Soon after our arrival at C——, I remember asking a person, who was what the Canadians call “a hickory Quaker,” from the north of Ireland, to help me to a bit of very nice salmon-trout, which was vanishing alarmingly fast from the breakfast-table.
Obadiah very considerately lent a deaf ear to my repeated entreaties, pretending to be intently occupied with his own plate of fish; then, transferring the remains of the salmon-trout to his own place, he turned round to me with the most innocent face imaginable, saying very coolly, “I beg your pardon, friend, did you speak to me? There is such a noise at the table, I cannot hear very well.”
Between meals there is “considerable of drinking,” among the idlers about the tavern, of the various ingenious Yankee inventions resorted to in this country to disturb the brain. In the evening the plot thickens, and a number of young and middle-aged men drop in, and are found in little knots in the different public rooms.

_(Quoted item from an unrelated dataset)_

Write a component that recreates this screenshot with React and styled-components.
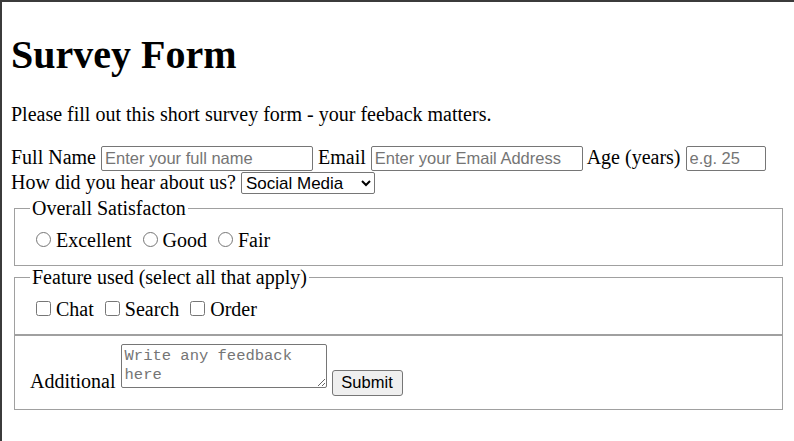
import styled, { createGlobalStyle } from "styled-components";

const Global = createGlobalStyle`
html{
    border-top: 2px solid #3b3b3b;
    border-left: 2px solid #3b3b3b;
    min-height: 100vh;
    box-sizing: border-box;
    background: #fff;
}
body{
    margin: 10px 10px 10px 9px;
    font-family: "Liberation Serif", "Times New Roman", serif;
    font-size: 20px;
    color: #000;
}
`

const Title = styled.h1`
    font-size: 40px;
    font-weight: bold;
    margin: 19px 0 25px;
`

const Intro = styled.p`
    margin: 20px 0;
`

const Row = styled.div`
    line-height: normal;
`

const TextInput = styled.input`
    width: ${(p) => p.w}px;
    height: 25px;
    box-sizing: border-box;
    padding: 1px 3px;
    border: 1px solid #767676;
    border-radius: 2px;
    font-family: "Liberation Sans", Arial, sans-serif;
    font-size: 16.5px;
    margin: 0;
    &::placeholder{
        color: #757575;
    }
`

const Select = styled.select`
    width: 134px;
    height: 22px;
    font-family: "Liberation Sans", Arial, sans-serif;
    font-size: 17px;
    border: 1px solid #767676;
    border-radius: 2px;
    background: #fff;
    color: #000;
    margin: 1px 0 3px;
`

const Group = styled.fieldset`
    margin: 0 1px 0 3px;
    padding: 8px 16px 13px 15px;
    border: 1px solid #a0a0a0;
`

const Legend = styled.legend`
    padding: 0 2px;
`

const Choice = styled.label`
    margin-right: 0;
`

const Mark = styled.input`
    width: 15px;
    height: 15px;
    margin: 4px 5px 0 6px;
`

const Feedback = styled.textarea`
    width: 206px;
    height: 44px;
    box-sizing: border-box;
    margin: 0;
    padding: 2px 3px;
    border: 1px solid #767676;
    border-radius: 2px;
    font-family: "Liberation Mono", "Courier New", monospace;
    font-size: 15.5px;
    line-height: 19px;
    vertical-align: baseline;
    &::placeholder{
        color: #757575;
    }
`

const Button = styled.button`
    width: 71px;
    height: 26px;
    margin: 0;
    padding: 1px 7px;
    background: #efefef;
    border: 1px solid #767676;
    border-radius: 3px;
    font-family: "Liberation Sans", Arial, sans-serif;
    font-size: 16.5px;
    color: #000;
`

export default function App() {
    return (
        <>
            <Global />
            <Title>Survey Form</Title>
            <Intro>Please fill out this short survey form - your feeback matters.</Intro>
            <form onSubmit={(e) => e.preventDefault()}>
                <Row>
                    Full Name <TextInput w={212} placeholder="Enter your full name" /> Email{" "}
                    <TextInput w={212} placeholder="Enter your Email Address" /> Age (years){" "}
                    <TextInput w={80} placeholder="e.g. 25" />
                </Row>
                <Row>
                    How did you hear about us?{" "}
                    <Select defaultValue="social">
                        <option value="social">Social Media</option>
                        <option value="friend">Friend</option>
                        <option value="search">Search Engine</option>
                    </Select>
                </Row>
                <Group>
                    <Legend>Overall Satisfacton</Legend>
                    <Choice><Mark type="radio" name="sat" />Excellent</Choice>{" "}
                    <Choice><Mark type="radio" name="sat" />Good</Choice>{" "}
                    <Choice><Mark type="radio" name="sat" />Fair</Choice>
                </Group>
                <Group>
                    <Legend>Feature used (select all that apply)</Legend>
                    <Choice><Mark type="checkbox" />Chat</Choice>{" "}
                    <Choice><Mark type="checkbox" />Search</Choice>{" "}
                    <Choice><Mark type="checkbox" />Order</Choice>
                </Group>
                <Group>
                    Additional <Feedback placeholder="Write any feedback here" />{" "}
                    <Button type="submit">Submit</Button>
                </Group>
            </form>
        </>
    );
}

The practice of “treating” is almost universal in this country, and, though friendly and sociable in its way, is the fruitful source of much dissipation. It is almost impossible, in travelling, to steer clear of this evil habit. Strangers are almost invariably drawn into it in the course of business.
The town of C—— being the point where a large number of emigrants landed on their way to the backwoods of this part of the colony, it became for a time a place of great resort, and here a number of land-jobbers were established, who made a profitable trade of buying lands from private individuals, or at the government sales of wild land, and selling them again to the settlers from the old country. Though my wife had some near relatives settled in the backwoods, about forty miles inland, to the north of C——, I had made up my mind to buy a cleared farm near Lake Ontario, if I could get one to my mind, and the price of which would come within my limited means.
A number of the recent settlers in the backwoods, among whom were several speculators, resorted frequently to C——; and as soon as a new batch of settlers arrived on the lake shore, there was a keen contest between the land-jobbers of C—— and those of the backwoods to draw the new comer into their nets. The demand created by the continual influx of immigrants had caused a rapid increase in the price of lands, particularly of wild lands, and the grossest imposition was often practiced by these people, who made enormous profits by taking advantage of the ignorance of the new settlers and of their anxiety to settle themselves at once.
I was continually cautioned by these people against buying a farm in any other locality than the particular one they themselves represented as most eligible, and their rivals were always represented as unprincipled land-jobbers. Finding these accusations to be mutual, I naturally felt myself constrained to believe both parties to be alike.
Sometimes I got hold of a quiet farmer, hoping to obtain something like disinterested advice; but in nine cases out of ten, I am sorry to say, I found that the rage for speculation and trading in land, which was so prevalent in all the great thoroughfares, had already poisoned their minds also, and I could rarely obtain an opinion or advice which was utterly free from self-interest. They generally had some lot of land to sell—or, probably, they would like to have a new comer for a neighbour, in the hope of selling him a span of horses or some cows at a higher price than they could obtain from the older settlers. In mentioning this unamiable trait in the character of the farmers near C——, I by no means intend to give it as characteristic of the farmers in general. It is, properly speaking, a local vice, produced by the constant influx of strangers unacquainted with the ways of the country, which tempts the farmers to take advantage of their ignorance.
STANZAS
Where is religion found? In what bright sphere
Dwells holy love, in majesty serene
Shedding its beams, like planet o'er the scene;
The steady lustre through the varying year
Still glowing with the heavenly rays that flow
In copious streams to soften human woe?
It is not 'mid the busy scenes of life,
Where careworn mortals crowd along the way
That leads to gain—shunning the light of day;
In endless eddies whirl'd, where pain and strife
Distract the soul, and spread the shades of night,
Where love divine should dwell in purest light.
Short-sighted man!—go seek the mountain's brow,
And cast thy raptured eye o'er hill and dale;
The waving woods, the ever-blooming vale,
Shall spread a feast before thee, which till now
Ne'er met thy gaze—obscured by passion's sway;
And Nature's works shall teach thee how to pray.
Or wend thy course along the sounding shore,
Where giant waves resistless onward sweep
To join the awful chorus of the deep—
Curling their snowy manes with deaf'ning roar,
Flinging their foam high o'er the trembling sod,
And thunder forth their mighty song to God!